We were delighted to discover this scenic spot and had a great time exploring it.


To download an excellent information leaflet visit the link below:




An attempt to present typical Dales landscape images - it was a difficult choice!

  • Dales Vistas
Quintessential Dales View

Dent Village

This video shows you all about Dent Village and the spectacular scenery around it. Dent still retains a feel of the past with its cobbled streets and colour-washed stone cottages. During the 18th and 19th centuries Dent became a major hand knitting centre producing gloves and stockings. Knitted goods are still sold there and Kate bought a lovely, warm hat .




Brimham Rocks, Nidderdale, North Yorkshire

The natural spectacle of Brimham Rocks, with its giant rock formations, was created by an immense river 100 million years before the first dinosaurs walked the earth, and a visit to this amazing landscape is truly a journey into pre-history.

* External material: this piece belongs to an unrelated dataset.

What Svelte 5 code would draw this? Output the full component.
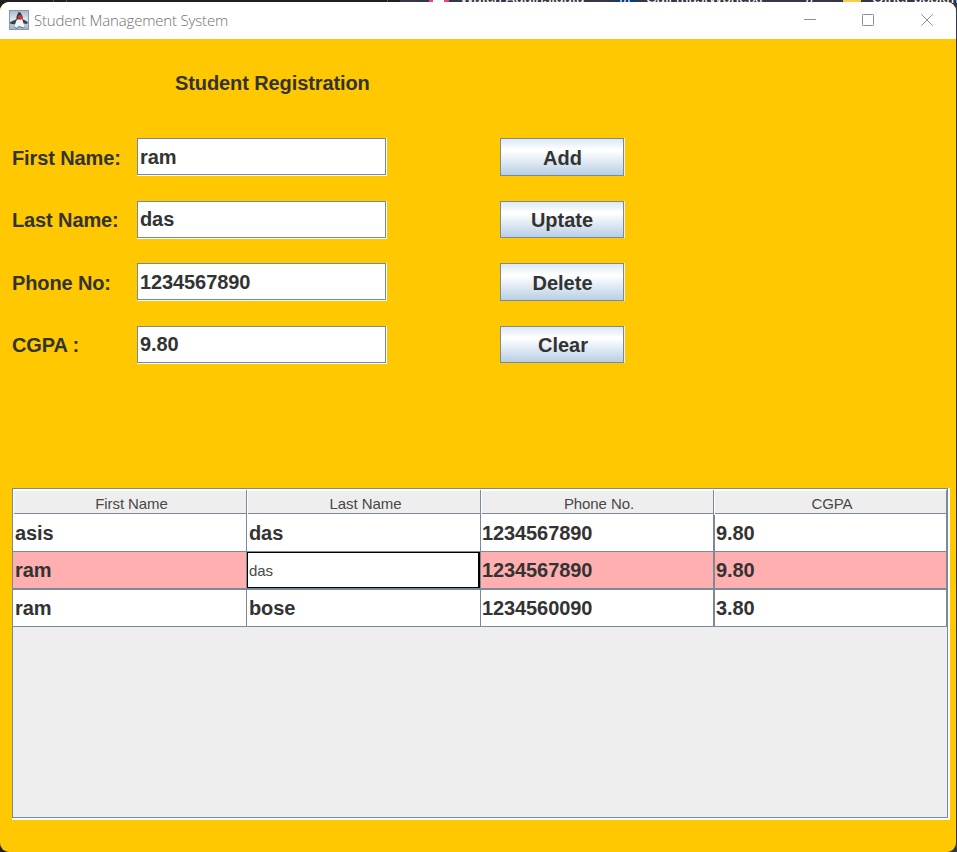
<script>
  const fields = [
    { label: 'First Name:', value: 'ram', action: 'Add', dx: 1, h: 38 },
    { label: 'Last Name:', value: 'das', action: 'Uptate', dx: 0, h: 37 },
    { label: 'Phone No:', value: '1234567890', action: 'Delete', dx: 1, h: 38 },
    { label: 'CGPA :', value: '9.80', action: 'Clear', dx: 2, h: 37 }
  ];
  const columns = ['First Name', 'Last Name', 'Phone No.', 'CGPA'];
  const rows = [
    ['asis', 'das', '1234567890', '9.80'],
    ['ram', 'das', '1234567890', '9.80'],
    ['ram', 'bose', '1234560090', '3.80']
  ];
</script>

<div class="desktop">
  <div class="tabs">
    <i class="seam first"></i><i class="seam second"></i><i class="seam third"></i>
    <i class="fav pink"></i><span class="t1">Watch Againstdata</span>
    <i class="fav blue"></i><span class="t2">Call mustWork.txt</span>
    <span class="t3">//</span>
    <i class="fav gold"></i><span class="t4">Other bookm</span>
  </div>
  <main class="window">
    <header class="titlebar">
      <svg class="logo" width="20" height="20" viewBox="0 0 20 20">
        <defs>
          <linearGradient id="tile" x1="0" y1="0" x2="0" y2="1">
            <stop offset="0" stop-color="#a9b9c8" /><stop offset=".45" stop-color="#dce6ec" /><stop offset="1" stop-color="#9db1c4" />
          </linearGradient>
        </defs>
        <rect x=".5" y=".5" width="19" height="19" fill="url(#tile)" stroke="#8699ac" />
        <path d="M7 9.5 3.5 11 1 12.2l.6 1.8 4 .2L8 13z" fill="#3c434c" />
        <path d="m13 9 3.5 1.5 2.5 2-1 1.5-3.5-.5z" fill="#3c434c" />
        <path d="M9.5 2 7.7 6 7 11h7l-.6-5L11.5 2.500z" fill="#343a43" />
        <path d="M8 9.500 6.500 13 5.800 17l1.700.8L10 16l4.500 1.500 1-1L14 12.500 13.200 9z" fill="#f5f6f7" />
        <path d="m5.500 17 2 1.300L10 16.400l4.500 1.600 1.200-1.200" fill="none" stroke="#515b67" stroke-width=".7" />
        <circle cx="11.200" cy="7.300" r="2.400" fill="#dc2d28" />
      </svg>
      <h1>Student Management System</h1>
      <svg class="controls" width="131" height="14" viewBox="0 0 131 14" fill="none" stroke="#8e8e8e">
        <path d="M0 6.500h12" />
        <rect x="58.500" y="1.500" width="11" height="11" rx=".7" />
        <path d="m117.300 1.300 11.400 11.400m0-11.400-11.400 11.400" />
      </svg>
    </header>

    <section class="form">
      <h2>Student Registration</h2>
      {#each fields as f}
        <div class="field" class:tall={f.h === 38}>
          <label for={f.action}>{f.label}</label>
          <div class="sunken"><input id={f.action} value={f.value} /></div>
          <button style="height:{f.h}px;padding-left:{f.dx}px">{f.action}</button>
        </div>
      {/each}
    </section>

    <section class="scroll">
      <div class="viewport">
        <div class="grid head">
          {#each columns as c}<div class="th"><span>{c}</span></div>{/each}
        </div>
        {#each rows as row, r}
          <div class="grid row" class:selected={r === 1}>
            {#each row as cell, c}
              <div class="td" class:editing={r === 1 && c === 1}>{cell}</div>
            {/each}
          </div>
        {/each}
      </div>
    </section>
  </main>
</div>

<style>
  :global(body) { overflow: hidden; background: #292b38; }
  .desktop {
    position: relative; box-sizing: border-box; width: 957px; height: 852px; padding: 2px 1px 0 0; overflow: hidden;
    background: linear-gradient(90deg, #211f22 0 400px, #343746 400px);
    font-family: "Liberation Sans", Arial, sans-serif; color: #333;
  }
  .tabs { position: absolute; top: 0; left: 0; width: 957px; height: 7px; overflow: hidden; }
  .tabs span { position: absolute; top: -10px; color: #fff; font-size: 15px; line-height: 16px; white-space: nowrap; }
  .tabs .t1 { left: 460px; }
  .tabs .t2 { left: 646px; }
  .tabs .t3 { left: 806px; }
  .tabs .t4 { left: 872px; }
  .seam { position: absolute; top: 0; width: 1px; height: 2px; background: #555; }
  .first { left: 53px; }
  .second { left: 66px; }
  .third { left: 387px; }
  .fav { position: absolute; top: 0; width: 20px; height: 2px; }
  .pink { left: 429px; background: linear-gradient(90deg, #ef4380 4px, #fff 4px 15px, #ef4380 15px); }
  .blue { left: 616px; background: linear-gradient(90deg, #083b82 4px, #9db5d8 4px 6px, #083b82 6px 8px, #9db5d8 8px 10px, #083b82 10px 12px, #9db5d8 12px 14px, #083b82 14px); }
  .gold { left: 843px; width: 18px; background: #f8cd4b; }
  .window { position: relative; height: 850px; overflow: hidden; border-radius: 9px; background: #ffc800; }
  .titlebar { display: flex; align-items: center; box-sizing: border-box; height: 37px; padding: 0 21px 0 9px; background: #fff; }
  .logo { flex: none; margin-top: -1px; }
  h1 { flex: 1; margin: -1px 0 0 5px; font: 300 15px/20px "Open Sans", "Noto Sans", sans-serif; letter-spacing: -.18px; color: #707070; white-space: nowrap; }
  .controls { margin-top: -2px; }
  .form { box-sizing: border-box; height: 449px; padding: 32px 12px 0; }
  h2 { margin: 0 0 42px 163px; font-size: 20px; line-height: 25px; letter-spacing: -.1px; }
  .field { display: flex; align-items: flex-start; height: 62px; font-size: 20px; font-weight: bold; }
  .tall { height: 63px; }
  label { width: 125px; padding-top: 7px; line-height: 25px; letter-spacing: -.12px; white-space: nowrap; }
  .tall label { padding-top: 8px; }
  .sunken { box-sizing: border-box; width: 250px; height: 38px; margin-right: 113px; background: #fff; }
  input { display: block; box-sizing: border-box; width: 249px; height: 37px; padding: 0 2px; border: 1px solid #7a8a99; background: #fff; color: #333; font: bold 20px/34px "Liberation Sans", Arial, sans-serif; letter-spacing: -.1px; outline: none; border-radius: 0; }
  .tall input { padding-top: 2px; }
  button {
    box-sizing: border-box; width: 124px; padding: 1px 0 0; border: 1px solid #7a8a99; border-radius: 0; box-shadow: 1px 0 #eef1f4;
    background: linear-gradient(#dde8f3 0%, #fff 30%, #fff 33%, #b8cfe5 100%); color: #333;
    font: bold 20px/34px "Liberation Sans", Arial, sans-serif;
  }
  .scroll { box-sizing: border-box; width: 938px; height: 332px; margin-left: 12px; padding: 0 2px 2px 0; background: #fff; }
  .viewport { box-sizing: border-box; height: 330px; border: 1px solid #7a8a99; background: #eee; }
  .grid { display: grid; grid-template-columns: 234px 234px 233px 233px; }
  .head { box-sizing: border-box; height: 26px; padding-top: 1px; background: #fff; }
  .th { box-sizing: border-box; height: 25px; padding: 1px 0 1px 1px; border-right: 1px solid #7a8a99; }
  .th span { display: block; box-sizing: border-box; height: 23px; padding-left: 3px; border-bottom: 1px solid #7a8a99; background: #eee; text-align: center; color: #484848; font-size: 15px; line-height: 25px; letter-spacing: -.08px; }
  .row { height: 37px; background: #fff; }
  .td { box-sizing: border-box; height: 37px; padding-left: 2px; border-right: 1px solid #7a8a99; border-bottom: 1px solid #7a8a99; font-size: 20px; font-weight: bold; line-height: 36px; letter-spacing: -.1px; white-space: nowrap; }
  .td:nth-child(3) { padding-left: 1px; border-right-width: 2px; margin-right: -1px; }
  .td:nth-child(4) { margin-left: 1px; padding-left: 1px; }
  .selected { background: #ffafaf; height: 38px; }
  .selected .td { height: 38px; border-bottom-width: 2px; }
  .selected .editing { height: 36px; padding-left: 1px; border: 1px solid #000; border-right-width: 2px; background: #fff; box-shadow: 0 2px #7a8a99, 1px 0 #7a8a99, 1px 2px #7a8a99; color: #484848; font-size: 15px; font-weight: normal; line-height: 36px; margin-right: 1px; }
</style>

The rocks, sculpted by 320 million years of movement of entire continents as well as hundreds of thousands of years of ice, rain and wind, have taken on weird and wonderful shapes and with a little imagination, they resemble familiar creatures.  Visitors are free to explore the site, spotting the Dancing Bear, the Gorilla, the Eagle and the Turtle, whilst the more nimble can crawl through the Smartie Tube and balance on the Rocking Stones.

Some of the most iconic rock formations can be viewed only 10 minutes’ walk from the car park, and it takes around four hours to explore all of this fascinating site, with its enduring landscape and carefully managed environment.

Brimham Rocks and its heather moorland are both Sites of Special Scientific Interest and are a magnet for geologists, naturalists, climbers and walkers, as well as families who love the freedom to explore this amazing place.